Another key agent of change has been the impact of champions and allies. We have a long-established group of allies both in London and globally in the LGBT+ space, and our ethnicity network was championed at the start by an ally - a senior white male partner. They have helped bring these important issues onto the strategic management agenda and they have been important champions of change. In the last year, we have launched a HeforShe campaign to engage male partners and leaders in the efforts to reach gender parity, we have taken part in the This is Me in the City campaign for the second time, looking at ending the stigma of mental health, and most recently we have launched a campaign asking people to be Colour Brave and not be afraid to talk openly about race and ethnicity.

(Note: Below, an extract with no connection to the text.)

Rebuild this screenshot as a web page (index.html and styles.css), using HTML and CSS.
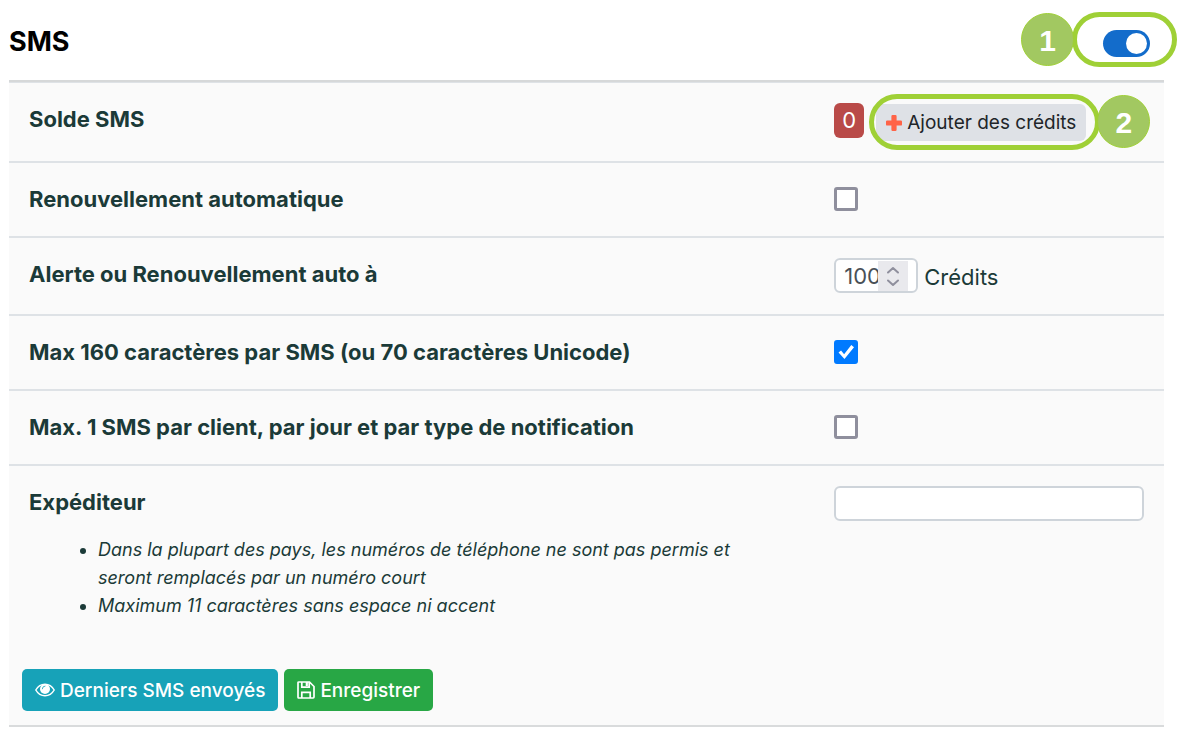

All of these initiatives have made a huge difference and they reflect how important it is that our firm is a truly inclusive place in which to work. They also highlight the fact that everyone has a part to play in ensuring that all our diverse talent can thrive. Change can happen but it requires bravery, an ability to challenge the status quo, and a desire to accept and address uncomfortable truths. After all, improving diversity in the legal profession, and in each of our firms, is not only the right thing to do to reflect society around us but is quite simply a key business issue.

Sarah Gregory, Inclusion and Diversity Partner, Baker McKenzie.